In fact, listen to this. Now, this is kind of interesting. I don’t want to make too much out of this. Tina Brown, one of the doyennes of New York society and literature, she and her husband, Sir Harry Evans, quite dominant and prevalent. They are the Ben Bradlee and the Sally Quinn of the New York media social set. She has edited Vanity Fair, The New Yorker, she now has a website called The Daily Beast. And this is what she wrote on December 3rd at The Daily Beast: ‘It’s a strange paradox for a great wordsmith, but whenever Obama makes an important policy speech these days he leaves everyone totally confused. His first health-care press conference back in July triggered a season of raucous political Rorschach and left his hopeful followers utterly baffled about what they were being asked to support. Now White House envoys are being dispatched all over the globe to explain what the president really meant about the date when troops will or won’t be pulled out of Afghanistan… Does Obama create confusion on purpose? Is this his ‘process’ based on his confession that he’s a screen onto which people project things? Is it a strategy so that whatever bill trickles out of Congress or however many soldiers linger in Afghanistan, he can claim that the outcome is what he meant all along?… Or is it that there is so much subtext to every part of this message that the simple heads of the electorate are just not pointy enough to comprehend it? I’ — writes Tina Brown — ‘have come to the conclusion that the real reason this gifted communicator has become so bad at communicating is that he doesn’t really believe a word that he is saying.’ I think, at the risk of publicly humiliating her by agreeing with her, I will agree with her.

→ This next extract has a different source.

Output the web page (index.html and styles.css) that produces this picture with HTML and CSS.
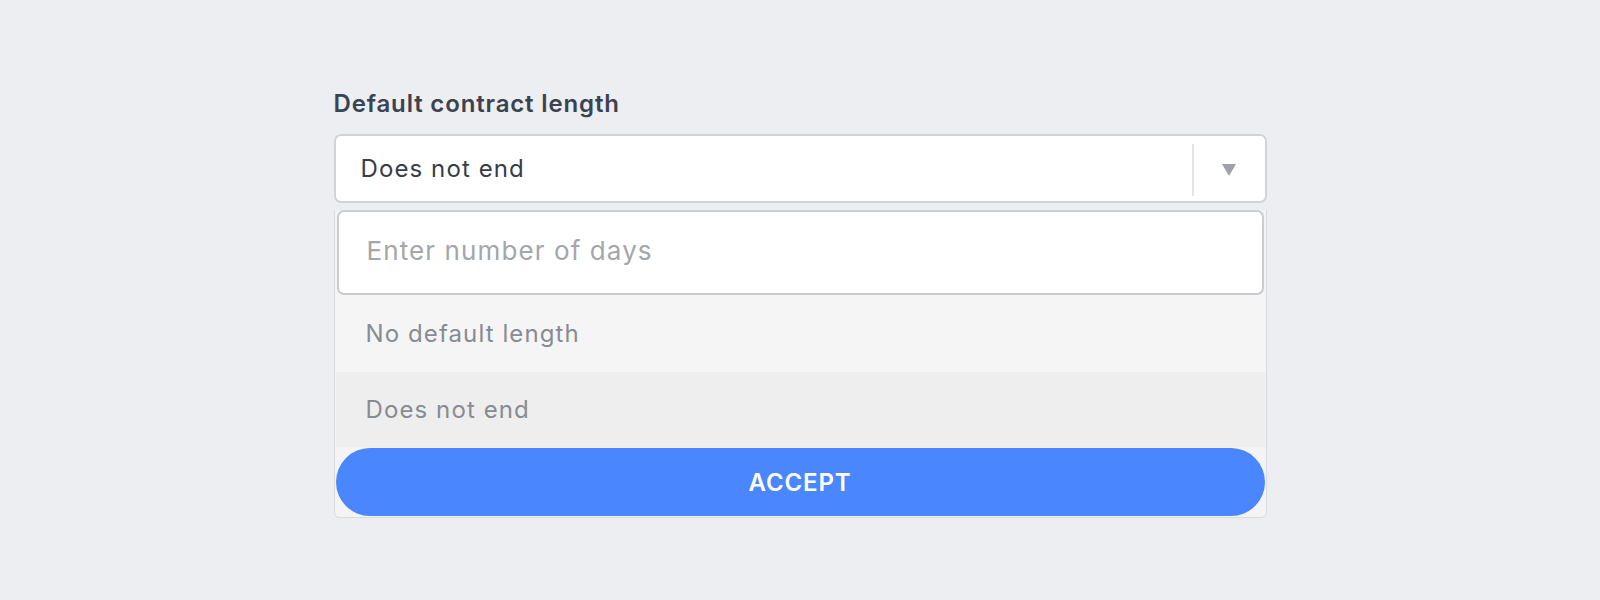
FILE: index.html
```html
<!DOCTYPE html>
<html lang="en">
<head>
<meta charset="utf-8">
<title>Default contract length</title>
<link rel="stylesheet" href="styles.css">
</head>
<body>
<div class="field">
  <div class="label">Default contract length</div>
  <div class="select">
    <div class="select-value">Does not end</div>
    <div class="select-sep"></div>
    <div class="select-arrow">
      <svg width="14" height="12" viewBox="0 0 14 12"><path d="M0 0 H14 L7 12 Z" fill="#9ea2a8"/></svg>
    </div>
  </div>
  <div class="panel">
    <div class="input">Enter number of days</div>
    <div class="option option-a">No default length</div>
    <div class="option option-b">Does not end</div>
    <div class="button-wrap">
      <div class="button">ACCEPT</div>
    </div>
  </div>
</div>
</body>
</html>
```

FILE: styles.css
```css
html, body {
  margin: 0;
  padding: 0;
}
body {
  background: #eceef2;
  font-family: Inter, "Noto Sans", sans-serif;
  width: 1600px;
  height: 600px;
}
.field {
  width: 933px;
  margin: 0 auto;
  padding-top: 89px;
}
.label {
  font-size: 24px;
  line-height: 30px;
  font-weight: 600;
  letter-spacing: 0.85px;
  color: #3b4250;
  margin-bottom: 15px;
}
.select {
  height: 69px;
  box-sizing: border-box;
  background: #fff;
  border: 2px solid #d2d3d7;
  border-radius: 7px;
  display: flex;
  align-items: stretch;
}
.select-value {
  flex: 1;
  display: flex;
  align-items: center;
  padding-left: 25px;
  font-size: 24px;
  letter-spacing: 1.1px;
  color: #363d49;
}
.select-sep {
  width: 2px;
  background: #e3e4e7;
  margin: 8px 0 5px;
}
.select-arrow {
  width: 71px;
  display: flex;
  align-items: center;
  justify-content: center;
  padding-top: 2px;
}
.panel {
  margin-top: 7px;
  box-sizing: border-box;
  border: 1px solid #d9dadd;
  border-top: none;
  border-radius: 0 0 6px 6px;
  background: #f4f4f5;
  padding: 0 1px 1px;
}
.input {
  margin: 0 1px;
  height: 85px;
  box-sizing: border-box;
  background: #fff;
  border: 2px solid #cbccd0;
  border-radius: 7px;
  display: flex;
  align-items: center;
  padding-left: 28px;
  padding-bottom: 4px;
  font-size: 26px;
  letter-spacing: 1.1px;
  color: #a4a6aa;
}
.option {
  display: flex;
  align-items: center;
  padding-left: 30px;
  font-size: 24px;
  letter-spacing: 1.1px;
  color: #888b91;
}
.option-a {
  height: 77px;
  background: #f5f5f5;
}
.option-b {
  height: 75px;
  background: #eeeeee;
}
.button-wrap {
  padding-top: 1px;
  background: #f4f4f4;
}
.button {
  height: 68px;
  border-radius: 34px;
  background: #4a86fd;
  color: #fff;
  font-size: 24px;
  font-weight: 600;
  letter-spacing: 0.85px;
  display: flex;
  align-items: center;
  justify-content: center;
}
```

And this is why there’s no passion from the guy about anything. I’m sure that the guy’s got varicose veins, because without that he’s be totally colorless. This guy, I’m telling you, is a dryball. There’s no passion or emotion about any of his proposals, the things he supposedly cares about. And Tina Brown says, ’cause he doesn’t really believe a word he’s saying. ‘He couldn’t convey that health-care reform would somehow be cost-free because he knows it won’t be. And he can’t adequately convey the imperatives or the military strategy of the war in Afghanistan because he doesn’t really believe in it either.’ Which, she’s right. I mean, the war in Afghanistan is an inconvenience. He really, I think, is irritated that he has to deal with it.